▶ **WHAT TO PRODUCE**: Begin the copy with the line that contains "Write a component" and end it with the line that contains "import React from". Print these lines exactly and omit all pictures.

[START OF RECORD EXTRACTS]

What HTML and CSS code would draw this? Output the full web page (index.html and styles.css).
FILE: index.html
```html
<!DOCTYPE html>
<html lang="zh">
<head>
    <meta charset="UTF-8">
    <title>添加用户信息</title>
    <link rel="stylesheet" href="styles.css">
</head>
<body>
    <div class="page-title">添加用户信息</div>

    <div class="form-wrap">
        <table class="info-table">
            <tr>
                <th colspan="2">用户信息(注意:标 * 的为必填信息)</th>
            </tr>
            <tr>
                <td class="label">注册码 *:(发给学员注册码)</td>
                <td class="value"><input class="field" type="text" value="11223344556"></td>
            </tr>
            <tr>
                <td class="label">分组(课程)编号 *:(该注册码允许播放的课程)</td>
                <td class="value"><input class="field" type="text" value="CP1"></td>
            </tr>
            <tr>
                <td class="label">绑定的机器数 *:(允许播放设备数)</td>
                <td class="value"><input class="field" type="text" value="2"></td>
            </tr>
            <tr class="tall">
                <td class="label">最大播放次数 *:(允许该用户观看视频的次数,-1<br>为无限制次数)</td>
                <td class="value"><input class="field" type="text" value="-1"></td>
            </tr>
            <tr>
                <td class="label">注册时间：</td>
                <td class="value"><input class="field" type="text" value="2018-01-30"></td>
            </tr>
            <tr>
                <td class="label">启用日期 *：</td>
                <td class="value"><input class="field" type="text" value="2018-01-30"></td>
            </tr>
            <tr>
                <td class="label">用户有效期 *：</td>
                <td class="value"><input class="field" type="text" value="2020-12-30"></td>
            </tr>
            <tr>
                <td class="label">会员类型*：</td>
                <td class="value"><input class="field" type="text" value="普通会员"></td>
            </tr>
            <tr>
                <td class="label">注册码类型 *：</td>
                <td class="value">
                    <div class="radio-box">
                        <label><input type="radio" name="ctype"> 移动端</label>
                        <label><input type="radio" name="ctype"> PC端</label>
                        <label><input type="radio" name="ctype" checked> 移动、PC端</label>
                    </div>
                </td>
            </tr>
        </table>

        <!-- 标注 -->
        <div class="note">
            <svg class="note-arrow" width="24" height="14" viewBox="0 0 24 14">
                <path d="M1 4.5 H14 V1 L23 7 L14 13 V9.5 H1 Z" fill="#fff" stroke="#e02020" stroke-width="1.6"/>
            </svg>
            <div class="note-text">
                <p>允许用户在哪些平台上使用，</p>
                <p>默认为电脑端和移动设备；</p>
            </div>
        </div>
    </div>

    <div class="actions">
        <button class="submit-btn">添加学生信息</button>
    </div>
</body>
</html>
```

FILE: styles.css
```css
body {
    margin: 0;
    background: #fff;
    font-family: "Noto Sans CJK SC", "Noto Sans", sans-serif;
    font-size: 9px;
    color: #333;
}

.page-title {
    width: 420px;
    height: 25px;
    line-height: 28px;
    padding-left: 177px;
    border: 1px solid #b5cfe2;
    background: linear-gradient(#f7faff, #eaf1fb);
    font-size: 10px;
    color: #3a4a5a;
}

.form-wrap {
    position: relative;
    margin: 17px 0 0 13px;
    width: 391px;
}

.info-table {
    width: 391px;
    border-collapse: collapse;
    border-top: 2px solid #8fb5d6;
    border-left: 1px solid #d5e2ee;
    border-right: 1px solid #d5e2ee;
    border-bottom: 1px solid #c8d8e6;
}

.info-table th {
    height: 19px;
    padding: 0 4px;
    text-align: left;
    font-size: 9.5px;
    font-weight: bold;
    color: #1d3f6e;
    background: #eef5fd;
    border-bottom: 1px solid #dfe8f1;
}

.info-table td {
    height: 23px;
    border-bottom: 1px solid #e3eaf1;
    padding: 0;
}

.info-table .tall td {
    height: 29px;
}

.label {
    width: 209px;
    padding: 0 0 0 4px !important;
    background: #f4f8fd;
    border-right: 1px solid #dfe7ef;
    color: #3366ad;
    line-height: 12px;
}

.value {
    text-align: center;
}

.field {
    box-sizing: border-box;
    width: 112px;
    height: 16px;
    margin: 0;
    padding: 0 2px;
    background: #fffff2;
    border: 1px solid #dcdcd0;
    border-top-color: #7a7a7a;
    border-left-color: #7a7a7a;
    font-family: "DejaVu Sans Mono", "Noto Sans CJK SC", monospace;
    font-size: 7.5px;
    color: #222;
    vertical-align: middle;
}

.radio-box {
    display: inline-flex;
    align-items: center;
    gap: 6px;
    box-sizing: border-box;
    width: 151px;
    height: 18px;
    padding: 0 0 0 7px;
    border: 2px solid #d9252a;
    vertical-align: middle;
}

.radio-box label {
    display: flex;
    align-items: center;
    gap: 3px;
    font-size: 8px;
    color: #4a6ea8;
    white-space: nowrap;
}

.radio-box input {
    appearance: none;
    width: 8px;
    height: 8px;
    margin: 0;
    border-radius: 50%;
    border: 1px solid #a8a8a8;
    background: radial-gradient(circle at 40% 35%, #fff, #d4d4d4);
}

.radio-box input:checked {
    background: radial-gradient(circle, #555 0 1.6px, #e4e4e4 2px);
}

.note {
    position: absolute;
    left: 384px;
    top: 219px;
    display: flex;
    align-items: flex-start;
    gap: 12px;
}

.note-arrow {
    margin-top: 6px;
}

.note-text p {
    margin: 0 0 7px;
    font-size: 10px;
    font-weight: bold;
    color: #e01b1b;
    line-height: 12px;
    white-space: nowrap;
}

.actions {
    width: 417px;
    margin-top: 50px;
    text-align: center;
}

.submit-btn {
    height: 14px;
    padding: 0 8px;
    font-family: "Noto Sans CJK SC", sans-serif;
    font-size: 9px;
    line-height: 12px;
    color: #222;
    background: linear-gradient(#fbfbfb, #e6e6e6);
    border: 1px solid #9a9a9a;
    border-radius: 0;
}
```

[END OF RECORD EXTRACTS]
[START OF RECORD EXTRACTS]

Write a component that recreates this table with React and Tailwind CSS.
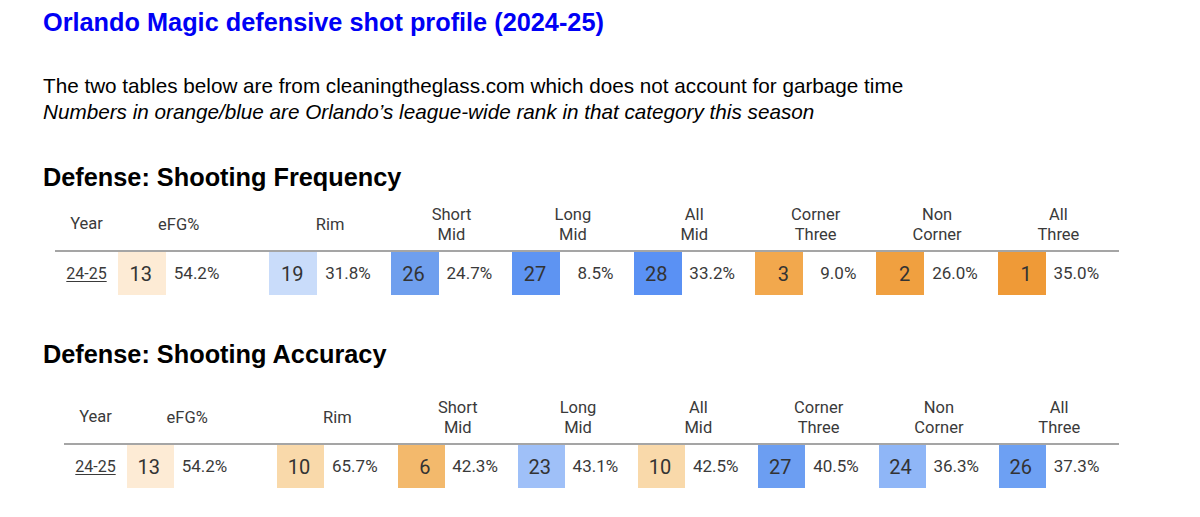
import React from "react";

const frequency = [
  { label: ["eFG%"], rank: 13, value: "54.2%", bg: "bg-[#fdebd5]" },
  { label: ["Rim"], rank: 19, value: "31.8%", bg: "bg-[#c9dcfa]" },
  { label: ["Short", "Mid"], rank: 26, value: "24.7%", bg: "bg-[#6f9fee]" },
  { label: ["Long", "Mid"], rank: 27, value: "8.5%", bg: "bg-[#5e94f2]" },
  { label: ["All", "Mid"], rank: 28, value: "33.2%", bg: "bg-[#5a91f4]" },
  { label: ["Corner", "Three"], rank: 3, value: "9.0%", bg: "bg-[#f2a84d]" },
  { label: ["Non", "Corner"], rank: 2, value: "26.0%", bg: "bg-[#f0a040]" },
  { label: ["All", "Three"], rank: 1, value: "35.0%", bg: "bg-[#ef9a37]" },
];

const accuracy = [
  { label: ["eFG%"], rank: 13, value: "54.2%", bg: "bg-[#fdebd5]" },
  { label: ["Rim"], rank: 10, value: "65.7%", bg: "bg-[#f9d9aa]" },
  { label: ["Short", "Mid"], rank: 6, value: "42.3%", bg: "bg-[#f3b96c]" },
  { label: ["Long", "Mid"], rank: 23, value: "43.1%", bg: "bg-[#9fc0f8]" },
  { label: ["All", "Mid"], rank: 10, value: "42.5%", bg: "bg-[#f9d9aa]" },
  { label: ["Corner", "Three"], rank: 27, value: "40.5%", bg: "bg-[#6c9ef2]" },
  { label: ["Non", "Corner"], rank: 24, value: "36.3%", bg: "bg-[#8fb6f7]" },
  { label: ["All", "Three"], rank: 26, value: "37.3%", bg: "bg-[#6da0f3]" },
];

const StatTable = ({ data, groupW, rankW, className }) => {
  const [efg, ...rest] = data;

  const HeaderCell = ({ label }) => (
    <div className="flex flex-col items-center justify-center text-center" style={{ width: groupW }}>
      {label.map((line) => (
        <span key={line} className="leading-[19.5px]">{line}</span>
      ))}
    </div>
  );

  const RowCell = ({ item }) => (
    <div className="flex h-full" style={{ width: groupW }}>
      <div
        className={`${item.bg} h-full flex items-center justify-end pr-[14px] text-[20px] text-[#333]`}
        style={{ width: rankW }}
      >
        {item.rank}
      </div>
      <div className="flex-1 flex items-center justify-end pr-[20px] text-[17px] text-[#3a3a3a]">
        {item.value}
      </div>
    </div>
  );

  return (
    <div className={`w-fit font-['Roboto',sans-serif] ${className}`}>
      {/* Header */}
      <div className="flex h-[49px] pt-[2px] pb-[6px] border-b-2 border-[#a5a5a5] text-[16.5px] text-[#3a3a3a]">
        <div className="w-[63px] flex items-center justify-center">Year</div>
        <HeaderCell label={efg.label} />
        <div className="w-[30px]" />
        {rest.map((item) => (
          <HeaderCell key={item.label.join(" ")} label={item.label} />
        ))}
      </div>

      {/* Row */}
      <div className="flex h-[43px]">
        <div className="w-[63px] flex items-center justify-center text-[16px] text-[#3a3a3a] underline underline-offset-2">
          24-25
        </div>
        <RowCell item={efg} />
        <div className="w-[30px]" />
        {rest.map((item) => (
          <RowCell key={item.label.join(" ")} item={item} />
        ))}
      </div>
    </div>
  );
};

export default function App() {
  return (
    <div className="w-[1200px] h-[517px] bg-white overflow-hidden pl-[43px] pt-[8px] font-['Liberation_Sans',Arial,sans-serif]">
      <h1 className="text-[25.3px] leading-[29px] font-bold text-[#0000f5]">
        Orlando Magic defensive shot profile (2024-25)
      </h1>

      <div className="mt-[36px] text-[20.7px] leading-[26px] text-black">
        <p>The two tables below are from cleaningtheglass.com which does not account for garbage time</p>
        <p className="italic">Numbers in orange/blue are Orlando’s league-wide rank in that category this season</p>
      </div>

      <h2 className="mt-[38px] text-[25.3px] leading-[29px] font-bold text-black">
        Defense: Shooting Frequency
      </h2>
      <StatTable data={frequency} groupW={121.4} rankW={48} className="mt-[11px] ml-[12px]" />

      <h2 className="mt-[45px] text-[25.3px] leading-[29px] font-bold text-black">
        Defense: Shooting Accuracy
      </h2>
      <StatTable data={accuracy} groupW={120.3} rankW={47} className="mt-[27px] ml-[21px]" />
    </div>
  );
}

[END OF RECORD EXTRACTS]
[START OF RECORD EXTRACTS]

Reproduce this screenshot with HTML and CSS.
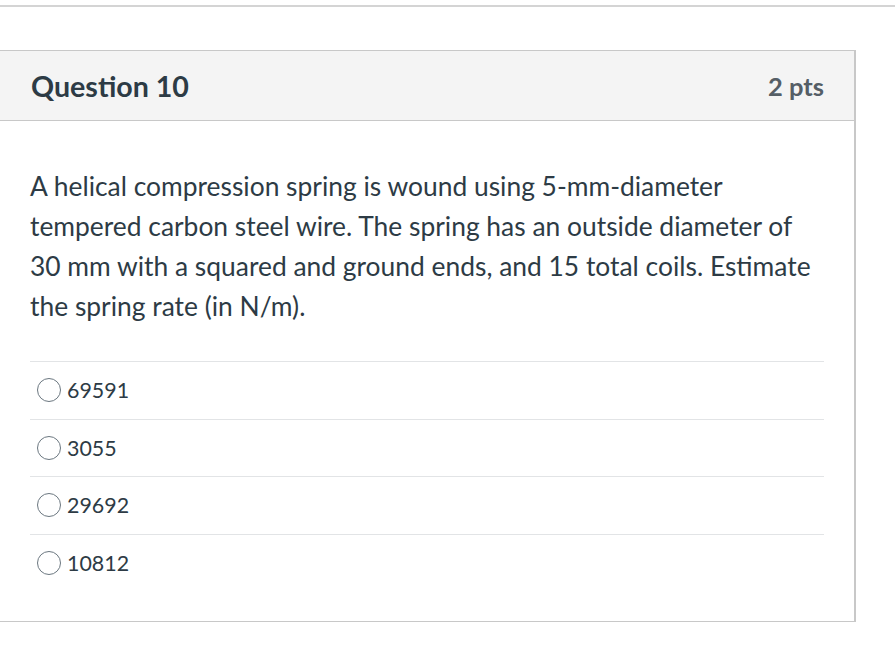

[END OF RECORD EXTRACTS]

▶ **TASK OUTPUT**:
Write a component that recreates this table with React and Tailwind CSS.
import React from "react";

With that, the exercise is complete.